Coalitional Rationality: The Shapley value promotes cooperation among players. Each player is incentivized to work together with others to form coalitions, as their contribution to the coalition’s value will be appropriately recognized.

Non-partisan: The Shapley value treats all players symmetrically. It considers the contribution of each player in all possible orders of coalition formation, preventing any bias towards specific players or subsets of players.

Uniqueness: Unlike some other allocation methods, the Shapley value has a unique solution for any cooperative game. This uniqueness ensures consistency and avoids conflicts when deciding on the value distribution. Independence of Irrelevant Alternatives: The Shapley value does not depend on the presence or absence of irrelevant players. The value assigned to each player is only determined by their individual contribution to the coalition, regardless of other players’ participation.

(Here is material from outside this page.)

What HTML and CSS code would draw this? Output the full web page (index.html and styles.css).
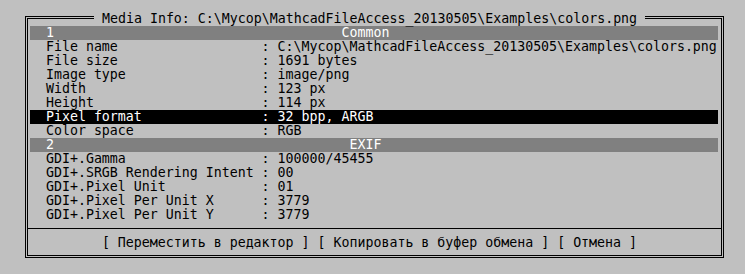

Widely Applicable: The Shapley value can be applied to various scenarios, including business partnerships, network routing, cost-sharing, and coalition formation in games. Its versatility makes it suitable for analyzing different types of cooperative systems.

Computationally Feasible: Although calculating the Shapley value can be challenging for large games due to its combinatorial nature, there are efficient algorithms available, such as the Shapley value Monte Carlo simulation or polynomial-time algorithms for specific types of games.

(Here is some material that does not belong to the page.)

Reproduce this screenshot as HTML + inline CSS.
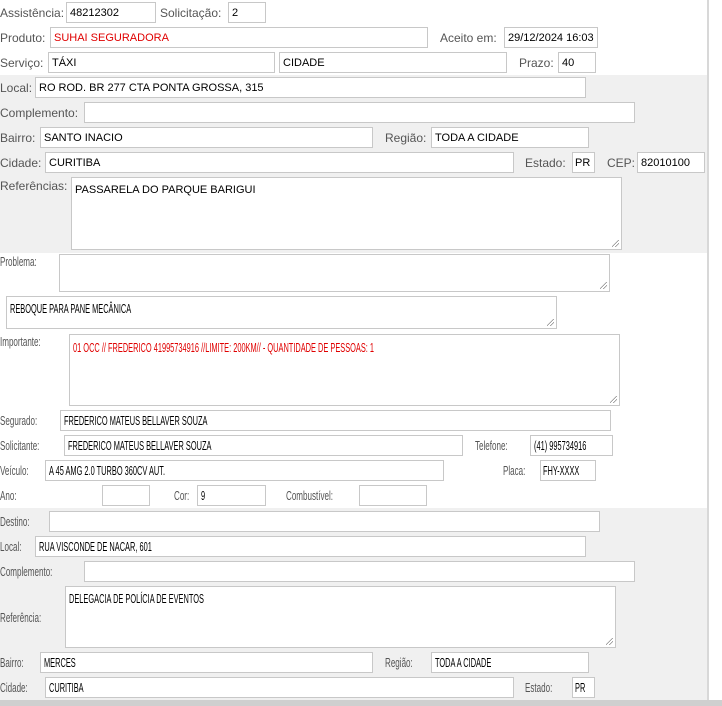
<!DOCTYPE html>
<html><head><meta charset="utf-8"><style>
body{margin:0;width:722px;height:706px;background:#fff;position:relative;overflow:hidden;font-family:"Liberation Sans",Arial,sans-serif;font-size:11px;}
.g{position:absolute;left:0;width:707px;background:#f0f0f0;}
.vl{position:absolute;left:707px;top:0;width:2px;height:700px;background:#d8d8d8;}
.l{position:absolute;color:#555;white-space:nowrap;line-height:14px;font-size:12px;}
.i{position:absolute;box-sizing:border-box;border:1px solid #c8c8c8;background:#fff;height:21px;color:#000;padding:3px 3px;white-space:nowrap;overflow:hidden;line-height:14px;}
.r{color:#e00000;}
.n{display:inline-block;font-size:13px;transform:scaleX(0.57);transform-origin:0 0;}
.l .n{transform:scaleX(0.62);}
.t{height:auto;}
.t:after{content:"";position:absolute;right:2px;bottom:2px;width:7px;height:7px;background:linear-gradient(135deg,transparent 45%,#888 45%,#888 52%,transparent 52%,transparent 70%,#888 70%,#888 77%,transparent 77%);}
</style></head><body>
<div class="g" style="top:75px;height:178px"></div>
<div class="g" style="top:508px;height:192px"></div>
<div style="position:absolute;left:0;top:700px;width:722px;height:6px;background:#cfcfcf"></div>
<div class="vl"></div>

<div class="l" style="left:0;top:6px">Assistência:</div>
<div class="i" style="left:66px;top:2px;width:90px">48212302</div>
<div class="l" style="left:160px;top:6px">Solicitação:</div>
<div class="i" style="left:228px;top:2px;width:38px">2</div>

<div class="l" style="left:0;top:31px">Produto:</div>
<div class="i r" style="left:50px;top:27px;width:378px">SUHAI SEGURADORA</div>
<div class="l" style="left:440px;top:31px">Aceito em:</div>
<div class="i" style="left:504px;top:27px;width:94px;padding-right:0">29/12/2024 16:03</div>

<div class="l" style="left:0;top:56px">Serviço:</div>
<div class="i" style="left:48px;top:52px;width:227px">TÁXI</div>
<div class="i" style="left:279px;top:52px;width:228px">CIDADE</div>
<div class="l" style="left:519px;top:56px">Prazo:</div>
<div class="i" style="left:558px;top:52px;width:38px">40</div>

<div class="l" style="left:0;top:81px">Local:</div>
<div class="i" style="left:35px;top:77px;width:551px">RO ROD. BR 277 CTA PONTA GROSSA, 315</div>
<div class="l" style="left:0;top:106px">Complemento:</div>
<div class="i" style="left:84px;top:102px;width:551px"></div>
<div class="l" style="left:0;top:131px">Bairro:</div>
<div class="i" style="left:40px;top:127px;width:333px">SANTO INACIO</div>
<div class="l" style="left:385px;top:131px">Região:</div>
<div class="i" style="left:431px;top:127px;width:158px">TODA A CIDADE</div>
<div class="l" style="left:0;top:156px">Cidade:</div>
<div class="i" style="left:45px;top:152px;width:469px">CURITIBA</div>
<div class="l" style="left:525px;top:156px">Estado:</div>
<div class="i" style="left:572px;top:152px;width:23px;padding:3px 2px">PR</div>
<div class="l" style="left:607px;top:156px">CEP:</div>
<div class="i" style="left:637px;top:152px;width:68px">82010100</div>
<div class="l" style="left:0;top:179px">Referências:</div>
<div class="i t" style="left:71px;top:177px;width:551px;height:73px;padding-top:5px">PASSARELA DO PARQUE BARIGUI</div>

<div class="l" style="left:0;top:255px"><span class="n">Problema:</span></div>
<div class="i t" style="left:59px;top:254px;width:551px;height:38px"></div>
<div class="i t" style="left:6px;top:296px;width:551px;height:33px;padding-top:5px"><span class="n">REBOQUE PARA PANE MECÂNICA</span></div>
<div class="l" style="left:0;top:335px"><span class="n">Importante:</span></div>
<div class="i t r" style="left:69px;top:334px;width:551px;height:72px;padding-top:6px"><span class="n">01 OCC // FREDERICO 41995734916 //LIMITE: 200KM// - QUANTIDADE DE PESSOAS: 1</span></div>

<div class="l" style="left:0;top:414px"><span class="n">Segurado:</span></div>
<div class="i" style="left:60px;top:410px;width:551px"><span class="n">FREDERICO MATEUS BELLAVER SOUZA</span></div>
<div class="l" style="left:0;top:439px"><span class="n">Solicitante:</span></div>
<div class="i" style="left:64px;top:435px;width:399px"><span class="n">FREDERICO MATEUS BELLAVER SOUZA</span></div>
<div class="l" style="left:475px;top:439px"><span class="n">Telefone:</span></div>
<div class="i" style="left:530px;top:435px;width:83px;padding-right:0"><span class="n">(41) 995734916</span></div>
<div class="l" style="left:0;top:464px"><span class="n">Veículo:</span></div>
<div class="i" style="left:45px;top:460px;width:399px"><span class="n">A 45 AMG 2.0 TURBO 360CV AUT.</span></div>
<div class="l" style="left:503px;top:464px"><span class="n">Placa:</span></div>
<div class="i" style="left:540px;top:460px;width:56px;padding:3px 2px"><span class="n">FHY-XXXX</span></div>
<div class="l" style="left:0;top:489px"><span class="n">Ano:</span></div>
<div class="i" style="left:102px;top:485px;width:48px"></div>
<div class="l" style="left:174px;top:489px"><span class="n">Cor:</span></div>
<div class="i" style="left:197px;top:485px;width:69px;padding-left:3px"><span class="n">9</span></div>
<div class="l" style="left:286px;top:489px"><span class="n">Combustível:</span></div>
<div class="i" style="left:359px;top:485px;width:68px"></div>

<div class="l" style="left:0;top:515px"><span class="n">Destino:</span></div>
<div class="i" style="left:49px;top:511px;width:551px"></div>
<div class="l" style="left:0;top:540px"><span class="n">Local:</span></div>
<div class="i" style="left:35px;top:536px;width:551px"><span class="n">RUA VISCONDE DE NACAR, 601</span></div>
<div class="l" style="left:0;top:565px"><span class="n">Complemento:</span></div>
<div class="i" style="left:84px;top:561px;width:551px"></div>
<div class="l" style="left:0;top:611px"><span class="n">Referência:</span></div>
<div class="i t" style="left:65px;top:586px;width:551px;height:62px;padding-top:5px"><span class="n">DELEGACIA DE POLÍCIA DE EVENTOS</span></div>
<div class="l" style="left:0;top:656px"><span class="n">Bairro:</span></div>
<div class="i" style="left:40px;top:652px;width:333px"><span class="n">MERCES</span></div>
<div class="l" style="left:385px;top:656px"><span class="n">Região:</span></div>
<div class="i" style="left:431px;top:652px;width:158px"><span class="n">TODA A CIDADE</span></div>
<div class="l" style="left:0;top:681px"><span class="n">Cidade:</span></div>
<div class="i" style="left:45px;top:677px;width:469px"><span class="n">CURITIBA</span></div>
<div class="l" style="left:525px;top:681px"><span class="n">Estado:</span></div>
<div class="i" style="left:572px;top:677px;width:23px;padding:3px 2px"><span class="n">PR</span></div>
</body></html>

Overall, the Shapley value provides a principled and fair approach for distributing the benefits or costs among cooperative entities, making it a valuable tool in various fields to address allocation problems. However, it’s essential to consider the context and assumptions of its application, as certain situations may call for alternative methods depending on specific requirements.

The scope of the Shapley values can be modified by changing the background data set. The Shapley can be compared to a big data set or to a single instance. That makes that Shapley values have the possibility to give contrastive explanations by choosing a certain background data set.

While the Shapley value has several advantages, it also has some disadvantages and limitations:

Computationally Intensive: Calculating the Shapley value can be computationally expensive, especially for large cooperative games with many players. The computation time for the Shapley values is exponential in the number of players. The Shapley values are namely the sum over all possible coalitions, so for N players this is a sum with 2 N terms. The Computationally Intensive disadvantage of shapley value make it impractical for large games. In games with a large number of players, it may not be feasible to compute the Shapley value directly due to its computational complexity. Luckily, in the machne learning area, there are some approximation methods like Kernel Approximation, Monte Carlo Approximation, and Likelihood Weighted Approximation. These methods are implemented in Python in the SHAP package and it makes possible to calculate the Shapley values for models with more features. However, the approximation of the Shapley values to the exact Shapley values becomes worse for higher numbers of features.

Not Suitable for All Types of Games: While the Shapley value is widely applicable, it may not be the most appropriate solution for certain types of cooperative games. For instance, in games where the players’ contributions are highly interdependent or where the coalition structure is restricted, other solution concepts like the core or nucleolus might be more suitable.

Lack of Individual Rationality: The Shapley value guarantees fairness at the coalition level but does not necessarily ensure individual rationality. Some players might receive values that are lower than their contributions to certain coalitions, leading to potential dissatisfaction.

Sensitivity to Player Order: The Shapley value depends on the order in which players join a coalition. This sensitivity can be seen as a disadvantage in some cases as it can introduce instability or uncertainty in the value allocations.

Assumption of Transferable Utility: The Shapley value assumes transferable utility, meaning that the value generated by a coalition can be easily divided among its members. In real-world scenarios, this assumption may not always hold true.

Unknown dataset distribution: Another disadvantage is that a background data set is necessary to calculate the Shapley value. For example, a prediction function of the ML model is not enough, because of two reasons. First, the Shapley values explain the difference between the prediction and the average of the background data set. Second, the calculation method of the Shapley value makes a new random instance by drawing some features from the background data set. Without a background data set, the random samples can have feature values that are not possible in the real world.

The last and maybe the biggest issue is that the calculation of Shapley values has problems when there are correlated features. Current implementations assume independence between features, for instance the kernel Shap implementation. Random sampling goes wrong when there are correlated features because each feature is sampled from the marginal distribution. If the features are dependent, then the random samples can have very unlikely features values.

In this post I discussed that despite Shapley value has many disadvantages, the Shapley value remains a powerful and widely used concept in cooperative game theory due to its fairness properties and unique allocation guarantees. However, depending on the specific requirements of a given scenario, other allocation methods or solution concepts might be more appropriate.